**Job:** Print exactly, please, the lines from the top of the entries below up to and including the line with "string; children: React.ReactNode", and nothing else; pictures are excluded.

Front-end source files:
********************

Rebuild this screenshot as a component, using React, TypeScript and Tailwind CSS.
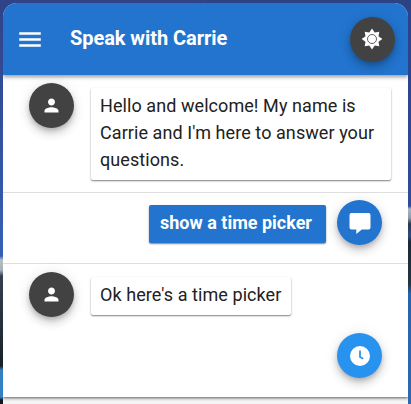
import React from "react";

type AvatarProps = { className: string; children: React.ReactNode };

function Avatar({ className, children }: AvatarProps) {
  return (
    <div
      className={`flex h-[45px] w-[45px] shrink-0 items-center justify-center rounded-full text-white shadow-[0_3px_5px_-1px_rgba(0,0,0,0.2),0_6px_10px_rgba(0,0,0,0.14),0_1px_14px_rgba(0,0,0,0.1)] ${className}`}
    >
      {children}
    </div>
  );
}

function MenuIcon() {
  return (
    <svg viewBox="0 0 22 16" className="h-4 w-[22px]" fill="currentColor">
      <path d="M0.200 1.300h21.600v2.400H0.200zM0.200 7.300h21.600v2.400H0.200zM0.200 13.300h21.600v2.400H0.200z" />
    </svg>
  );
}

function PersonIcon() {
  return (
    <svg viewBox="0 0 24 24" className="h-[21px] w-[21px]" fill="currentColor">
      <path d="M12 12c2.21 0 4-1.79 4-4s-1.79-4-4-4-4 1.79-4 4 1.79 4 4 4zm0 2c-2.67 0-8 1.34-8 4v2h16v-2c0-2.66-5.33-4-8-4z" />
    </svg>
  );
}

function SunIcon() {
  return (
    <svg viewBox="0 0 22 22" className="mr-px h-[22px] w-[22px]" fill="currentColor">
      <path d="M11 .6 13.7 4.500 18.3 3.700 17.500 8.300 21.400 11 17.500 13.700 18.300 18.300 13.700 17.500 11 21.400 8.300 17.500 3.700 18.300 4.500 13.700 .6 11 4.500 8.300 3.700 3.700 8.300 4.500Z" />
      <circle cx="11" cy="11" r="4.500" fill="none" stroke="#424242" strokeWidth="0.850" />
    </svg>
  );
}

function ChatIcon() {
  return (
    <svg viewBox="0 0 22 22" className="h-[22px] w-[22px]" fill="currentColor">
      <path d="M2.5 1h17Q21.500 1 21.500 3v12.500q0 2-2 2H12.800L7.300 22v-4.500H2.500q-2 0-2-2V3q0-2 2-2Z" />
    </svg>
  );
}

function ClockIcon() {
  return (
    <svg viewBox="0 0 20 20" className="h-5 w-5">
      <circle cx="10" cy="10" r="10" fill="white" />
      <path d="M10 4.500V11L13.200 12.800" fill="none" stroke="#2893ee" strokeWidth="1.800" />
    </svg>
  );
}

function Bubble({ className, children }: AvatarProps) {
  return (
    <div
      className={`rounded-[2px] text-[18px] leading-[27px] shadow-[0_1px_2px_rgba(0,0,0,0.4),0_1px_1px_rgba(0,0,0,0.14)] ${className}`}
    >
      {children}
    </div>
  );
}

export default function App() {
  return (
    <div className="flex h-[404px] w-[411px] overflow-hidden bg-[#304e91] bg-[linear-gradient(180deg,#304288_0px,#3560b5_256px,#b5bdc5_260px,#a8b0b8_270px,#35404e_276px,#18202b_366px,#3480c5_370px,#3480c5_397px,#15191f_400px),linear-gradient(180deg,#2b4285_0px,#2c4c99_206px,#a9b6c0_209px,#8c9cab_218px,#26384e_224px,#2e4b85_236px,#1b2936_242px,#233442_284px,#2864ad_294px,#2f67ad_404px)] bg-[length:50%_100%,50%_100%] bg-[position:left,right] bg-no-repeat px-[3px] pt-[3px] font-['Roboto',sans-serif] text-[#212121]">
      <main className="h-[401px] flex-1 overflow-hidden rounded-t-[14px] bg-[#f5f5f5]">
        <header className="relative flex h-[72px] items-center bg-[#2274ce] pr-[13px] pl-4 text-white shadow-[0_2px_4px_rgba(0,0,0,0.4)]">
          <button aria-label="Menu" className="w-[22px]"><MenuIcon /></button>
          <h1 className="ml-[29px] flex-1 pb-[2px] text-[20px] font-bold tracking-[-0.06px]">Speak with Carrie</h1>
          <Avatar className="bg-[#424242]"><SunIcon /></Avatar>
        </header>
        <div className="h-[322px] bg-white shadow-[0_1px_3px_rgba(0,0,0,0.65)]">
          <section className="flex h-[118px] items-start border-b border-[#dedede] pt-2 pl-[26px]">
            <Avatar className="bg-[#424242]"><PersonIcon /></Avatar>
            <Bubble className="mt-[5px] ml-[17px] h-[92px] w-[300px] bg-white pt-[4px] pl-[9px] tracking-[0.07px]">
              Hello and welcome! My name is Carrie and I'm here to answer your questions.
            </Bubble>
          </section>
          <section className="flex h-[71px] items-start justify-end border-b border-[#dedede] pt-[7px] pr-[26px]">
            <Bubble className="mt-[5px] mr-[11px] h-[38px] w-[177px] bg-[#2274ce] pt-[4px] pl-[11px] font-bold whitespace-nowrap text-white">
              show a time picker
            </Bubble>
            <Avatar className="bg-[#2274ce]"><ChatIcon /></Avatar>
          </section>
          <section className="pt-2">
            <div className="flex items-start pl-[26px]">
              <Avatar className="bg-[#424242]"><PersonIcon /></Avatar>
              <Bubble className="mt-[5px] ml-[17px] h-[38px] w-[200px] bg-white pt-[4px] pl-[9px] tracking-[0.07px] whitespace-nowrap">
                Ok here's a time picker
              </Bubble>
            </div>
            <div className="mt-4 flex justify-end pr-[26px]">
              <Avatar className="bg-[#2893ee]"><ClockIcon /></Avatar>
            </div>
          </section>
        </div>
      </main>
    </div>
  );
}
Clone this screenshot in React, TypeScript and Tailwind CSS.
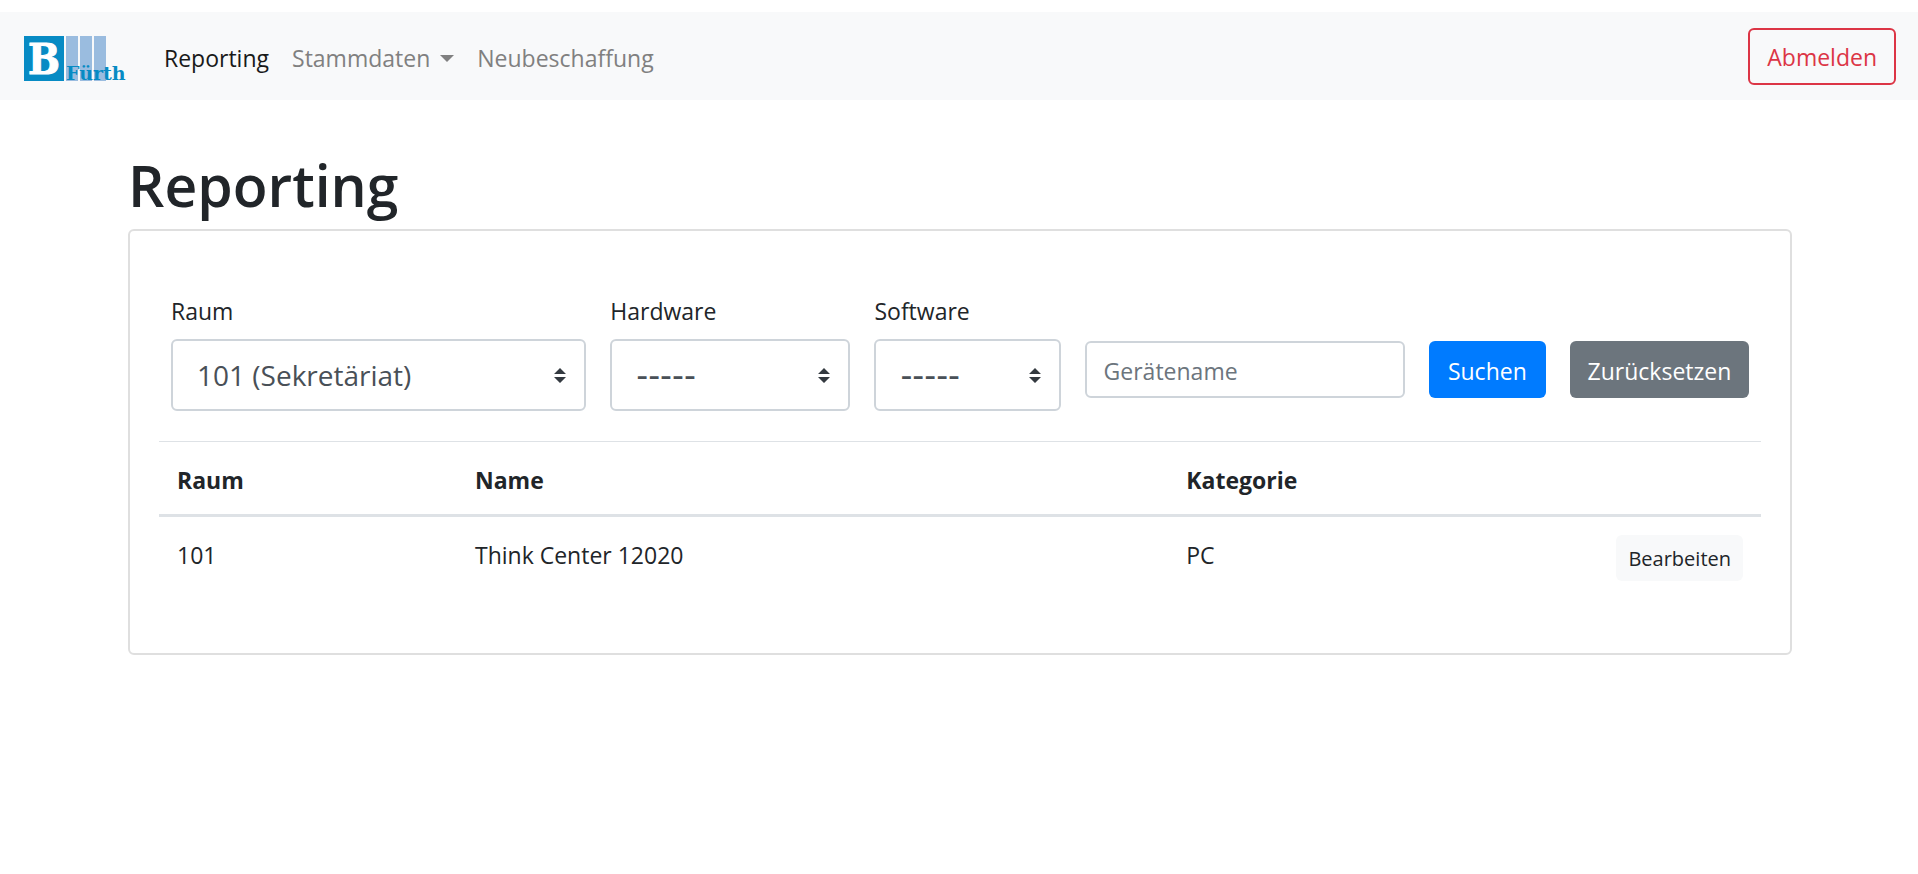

********************

**Complete answer:**
Rebuild this screenshot as a component, using React, TypeScript and Tailwind CSS.
import React from "react";

type AvatarProps = { className: string; children: React.ReactNode };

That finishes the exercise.